When he took over in 2013, his football credentials had been well established as a Kerry selector and also as an insightful football analyst with the Irish Examiner. Jack O'Connor had stepped down in 2012 and the news didn't provoke a crush of bodies around Stack Park looking for the position.

The cliche is that counties such as Kerry “don’t do” transition. Whether that is true or not, like everyone else they occasionally have to lose a very successful generation of players and find replacements. The presence of teams like the county had in the 15 years between 1997 and when Fitzmaurice took over, during which time six All-Irelands were won, can contribute to a boom-bust cycle.
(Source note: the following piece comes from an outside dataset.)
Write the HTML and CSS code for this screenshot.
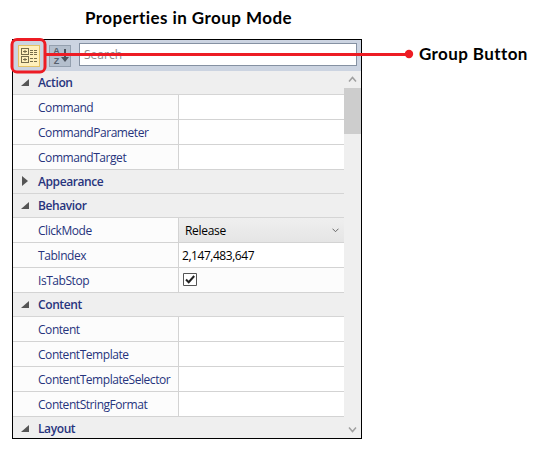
FILE: index.html
```html
<!DOCTYPE html>
<html lang="en">
<head>
<meta charset="utf-8">
<title>Properties in Group Mode</title>
<link rel="stylesheet" href="styles.css">
</head>
<body>
<h1 class="title">Properties in Group Mode</h1>
<main class="panel">
  <div class="toolbar">
    <button class="tool group" aria-label="Group">
      <svg width="22" height="22" viewBox="0 0 22 22" fill="#756c4a"><path fill-rule="evenodd" d="M3 3h8v7H3zM4 4v5h6V4zM3 11h8v7H3zM4 12v5h6v-5z"/><path d="M5 6h4v1H5zM6.500 5h1v3h-1zM5 14h4v1H5zM6.500 13h1v3h-1zM12 5h3v1h-3zM16 5h3v1h-3zM12 7h3v1h-3zM16 7h3v1h-3zM12 9h3v1h-3zM16 9h3v1h-3zM12 13h3v1h-3zM16 13h3v1h-3zM12 16h3v1h-3zM16 16h3v1h-3z"/></svg>
    </button>
    <button class="tool sort" aria-label="Sort">
      <span class="az"><span>A</span><span>Z</span></span>
      <svg width="8" height="16" viewBox="0 0 8 16"><path d="M3 1h2v8h3L4 14 0 9h3z" fill="#4b525c"/></svg>
    </button>
    <div class="search">Search</div>
  </div>
  <div class="body">
    <div class="grid">
      <div class="head open">Action</div>
      <div class="row"><div class="name">Command</div><div class="value"></div></div>
      <div class="row"><div class="name">CommandParameter</div><div class="value"></div></div>
      <div class="row"><div class="name">CommandTarget</div><div class="value"></div></div>
      <div class="head closed">Appearance</div>
      <div class="head open">Behavior</div>
      <div class="row"><div class="name">ClickMode</div><div class="value combo">Release<svg width="7" height="5" viewBox="0 0 7 5"><path d="M.5.7 3.500 3.700 6.500.7" fill="none" stroke="#666"/></svg></div></div>
      <div class="row"><div class="name">TabIndex</div><div class="value number">2,147,483,647</div></div>
      <div class="row"><div class="name">IsTabStop</div><div class="value check"><svg width="14" height="13" viewBox="0 0 14 13"><path d="M.5.5h13v12H.5z" fill="#fff" stroke="#555"/><path d="M3 6.500 5.700 9.200 11.200 3" fill="none" stroke="#222" stroke-width="2"/></svg></div></div>
      <div class="head open">Content</div>
      <div class="row"><div class="name">Content</div><div class="value"></div></div>
      <div class="row"><div class="name">ContentTemplate</div><div class="value"></div></div>
      <div class="row"><div class="name">ContentTemplateSelector</div><div class="value"></div></div>
      <div class="row"><div class="name">ContentStringFormat</div><div class="value"></div></div>
      <div class="head open last">Layout</div>
    </div>
    <div class="scrollbar">
      <svg width="17" height="17" viewBox="0 0 17 17"><path d="M5 10.500 8.500 6.500 12 10.500" fill="none" stroke="#a0a0a0" stroke-width="1.500"/></svg>
      <div class="thumb"></div>
      <svg class="down" width="17" height="17" viewBox="0 0 17 17"><path d="M5 6.500 8.500 10.500 12 6.500" fill="none" stroke="#a0a0a0" stroke-width="1.500"/></svg>
    </div>
  </div>
</main>
<svg class="callout" width="537" height="455" viewBox="0 0 537 455"><rect x="12" y="39.500" width="33" height="32.500" rx="5" fill="none" stroke="#ed1c24" stroke-width="3"/><path d="M45 54.500H409" stroke="#ed1c24" stroke-width="3"/><circle cx="409" cy="54" r="4.200" fill="#ed1c24"/></svg>
<div class="callout-label">Group Button</div>
</body>
</html>
```
FILE: styles.css
```css
* { box-sizing: border-box; }
body {
  margin: 0;
  width: 537px;
  height: 455px;
  overflow: hidden;
  position: relative;
  background: #fff;
  font: 12px "Open Sans", sans-serif;
}
.title, .callout-label {
  font: 700 17px/20px Lato, sans-serif;
  color: #000;
  white-space: nowrap;
}
.title { margin: 0; padding: 8px 0 11px 85px; letter-spacing: .44px; }
.panel {
  width: 350px;
  height: 400px;
  margin-left: 12px;
  border: 1px solid #000;
  display: flex;
  flex-direction: column;
}
.toolbar {
  height: 31px;
  flex: none;
  background: #ccd4e1;
  display: flex;
  align-items: flex-start;
  padding: 3px 4px 0 5px;
}
.tool {
  width: 22px;
  height: 22px;
  margin: 2px 0 0;
  padding: 0;
  border: 1px solid #e5c365;
  background: #fff0bc;
  display: flex;
}
.tool svg { flex: none; }
.group svg { margin: -1px; }
.sort {
  margin-left: 9px;
  border-color: #939fae;
  background: #b4bfcd;
  align-items: center;
  padding-left: 3px;
  gap: 1px;
}
.az {
  width: 7px;
  display: flex;
  flex-direction: column;
  font: 700 9px/10px "Liberation Sans", sans-serif;
  color: #56606c;
}
.search {
  width: 278px;
  height: 23px;
  margin-left: 8px;
  border: 1px solid #8591a2;
  background: #fff;
  color: #8c8c8c;
  padding-left: 4px;
  line-height: 22px;
}
.body { flex: 1; min-height: 0; display: flex; }
.grid { width: 331px; overflow: hidden; }
.head {
  height: 24px;
  padding-left: 25px;
  border-bottom: 1px solid #d5d5d5;
  background: #efefef;
  color: #27347d;
  font-weight: 600;
  line-height: 24px;
  letter-spacing: -.4px;
  position: relative;
}
.head::before { content: ""; position: absolute; background: #555; }
.open::before { left: 8px; top: 8px; width: 8px; height: 7px; clip-path: polygon(100% 0, 100% 100%, 0 100%); }
.closed::before { left: 9px; top: 6px; width: 6px; height: 10px; clip-path: polygon(0 0, 100% 50%, 0 100%); }
.last { border: 0; }
.row { height: 25px; display: flex; border-bottom: 1px solid #d3d3d3; }
.name {
  width: 166px;
  padding-left: 25px;
  border-right: 1px solid #d3d3d3;
  background: #fcfcfc;
  color: #27347d;
  line-height: 26px;
  letter-spacing: -.45px;
  white-space: nowrap;
}
.value { flex: 1; background: #fff; line-height: 25px; color: #000; }
.combo {
  display: flex;
  align-items: center;
  justify-content: space-between;
  padding: 0 5px 0 6px;
  letter-spacing: -.3px;
  background: linear-gradient(#efefef, #e5e5e5);
}
.number { padding-left: 3px; letter-spacing: -.45px; }
.check { background: #fcfcfc; padding: 5px 0 0 4px; }
.check svg { display: block; }
.scrollbar { width: 17px; background: #efefef; display: flex; flex-direction: column; }
.thumb { height: 46px; background: #cdcdcd; }
.down { margin-top: auto; }
.callout { position: absolute; left: 0; top: 0; pointer-events: none; }
.callout-label { position: absolute; left: 419px; top: 44px; letter-spacing: .4px; }
```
After Mick O’Dwyer’s team won its eight All-Irelands in 12 years, Kerry went nearly as long again before winning another.

Fitzmaurice managed to keep it to five, picking up a Sam Maguire in 2014 by strategising the defeat of a Donegal team that outwitted Dublin in the semi-final. That he didn't manage to beat Dublin in three attempts over six championships might connote for some in the county a kind of football Dark Ages but Kerry simply weren't as good as Dublin in those years and yet Fitzmaurice brought elements of tactical surprise to those matches that made them memorable encounters.

At his disposal he had the fast-disappearing remains of one great generation with another potentially on the horizon after the domination at All-Ireland minor level. His successor will get to mine that seam but if posterity is fair-minded, it will regard Fitzmaurice as having done Kerry great service in difficult circumstances.